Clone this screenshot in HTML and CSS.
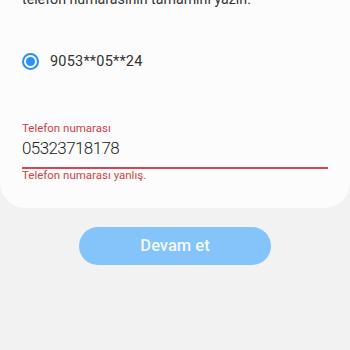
FILE: index.html
```html
<!DOCTYPE html>
<html lang="tr">
<head>
<meta charset="utf-8">
<link rel="stylesheet" href="styles.css">
</head>
<body>
<div class="card">
  <p class="intro">telefon numarasının tamamını yazın.</p>
  <label class="radio-row">
    <span class="radio"><span class="dot"></span></span>
    <span class="radio-text">9053**05**24</span>
  </label>
  <div class="field">
    <div class="field-label">Telefon numarası</div>
    <div class="field-value">05323718178</div>
    <div class="field-line"></div>
    <div class="field-error">Telefon numarası yanlış.</div>
  </div>
</div>
<div class="actions">
  <button class="btn">Devam et</button>
</div>
</body>
</html>
```

FILE: styles.css
```css
html, body {
  margin: 0;
  padding: 0;
}
body {
  background: #f2f2f2;
  font-family: Roboto, "Noto Sans", sans-serif;
  color: #333;
  width: 350px;
  height: 350px;
  overflow: hidden;
}
.card {
  background: #fcfcfc;
  border-radius: 0 0 26px 26px;
  padding: 0 22px 26px;
  margin-top: -11px;
}
.intro {
  margin: 0;
  font-size: 14.2px;
  line-height: 20px;
  color: #333;
}
.radio-row {
  display: flex;
  align-items: center;
  gap: 11px;
  margin-top: 42px;
  height: 20px;
}
.radio {
  width: 17px;
  height: 17px;
  box-sizing: border-box;
  border: 2px solid #2a8ff7;
  border-radius: 50%;
  display: flex;
  align-items: center;
  justify-content: center;
}
.dot {
  width: 9px;
  height: 9px;
  border-radius: 50%;
  background: #2a8ff7;
}
.radio-text {
  font-size: 14.5px;
  letter-spacing: 0.2px;
  color: #333;
}
.field {
  margin-top: 50px;
}
.field-label {
  font-size: 11.5px;
  line-height: 14px;
  color: #cf3f49;
}
.field-value {
  font-size: 17px;
  font-weight: 300;
  letter-spacing: -0.6px;
  line-height: 24px;
  margin-top: 1px;
  color: #222;
}
.field-line {
  height: 1.5px;
  background: #d9464f;
  margin-top: 7px;
}
.field-error {
  font-size: 11.5px;
  line-height: 13px;
  color: #cf3f49;
  margin-top: 0;
}
.actions {
  display: flex;
  justify-content: center;
  padding-top: 19px;
}
.btn {
  width: 192px;
  height: 38px;
  border: none;
  border-radius: 19px;
  background: #84c4fb;
  color: #f2f8ff;
  font-family: Roboto, sans-serif;
  font-size: 16.5px;
  font-weight: 500;
  padding: 0;
}
```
● ● ● ● ● ● ●
Exercise directions — Copy the listing in full and without alteration, omitting every picture.

Output of the exercise —
Clone this screenshot in HTML and CSS.
FILE: index.html
```html
<!DOCTYPE html>
<html lang="tr">
<head>
<meta charset="utf-8">
<link rel="stylesheet" href="styles.css">
</head>
<body>
<div class="card">
  <p class="intro">telefon numarasının tamamını yazın.</p>
  <label class="radio-row">
    <span class="radio"><span class="dot"></span></span>
    <span class="radio-text">9053**05**24</span>
  </label>
  <div class="field">
    <div class="field-label">Telefon numarası</div>
    <div class="field-value">05323718178</div>
    <div class="field-line"></div>
    <div class="field-error">Telefon numarası yanlış.</div>
  </div>
</div>
<div class="actions">
  <button class="btn">Devam et</button>
</div>
</body>
</html>
```

FILE: styles.css
```css
html, body {
  margin: 0;
  padding: 0;
}
body {
  background: #f2f2f2;
  font-family: Roboto, "Noto Sans", sans-serif;
  color: #333;
  width: 350px;
  height: 350px;
  overflow: hidden;
}
.card {
  background: #fcfcfc;
  border-radius: 0 0 26px 26px;
  padding: 0 22px 26px;
  margin-top: -11px;
}
.intro {
  margin: 0;
  font-size: 14.2px;
  line-height: 20px;
  color: #333;
}
.radio-row {
  display: flex;
  align-items: center;
  gap: 11px;
  margin-top: 42px;
  height: 20px;
}
.radio {
  width: 17px;
  height: 17px;
  box-sizing: border-box;
  border: 2px solid #2a8ff7;
  border-radius: 50%;
  display: flex;
  align-items: center;
  justify-content: center;
}
.dot {
  width: 9px;
  height: 9px;
  border-radius: 50%;
  background: #2a8ff7;
}
.radio-text {
  font-size: 14.5px;
  letter-spacing: 0.2px;
  color: #333;
}
.field {
  margin-top: 50px;
}
.field-label {
  font-size: 11.5px;
  line-height: 14px;
  color: #cf3f49;
}
.field-value {
  font-size: 17px;
  font-weight: 300;
  letter-spacing: -0.6px;
  line-height: 24px;
  margin-top: 1px;
  color: #222;
}
.field-line {
  height: 1.5px;
  background: #d9464f;
  margin-top: 7px;
}
.field-error {
  font-size: 11.5px;
  line-height: 13px;
  color: #cf3f49;
  margin-top: 0;
}
.actions {
  display: flex;
  justify-content: center;
  padding-top: 19px;
}
.btn {
  width: 192px;
  height: 38px;
  border: none;
  border-radius: 19px;
  background: #84c4fb;
  color: #f2f8ff;
  font-family: Roboto, sans-serif;
  font-size: 16.5px;
  font-weight: 500;
  padding: 0;
}
```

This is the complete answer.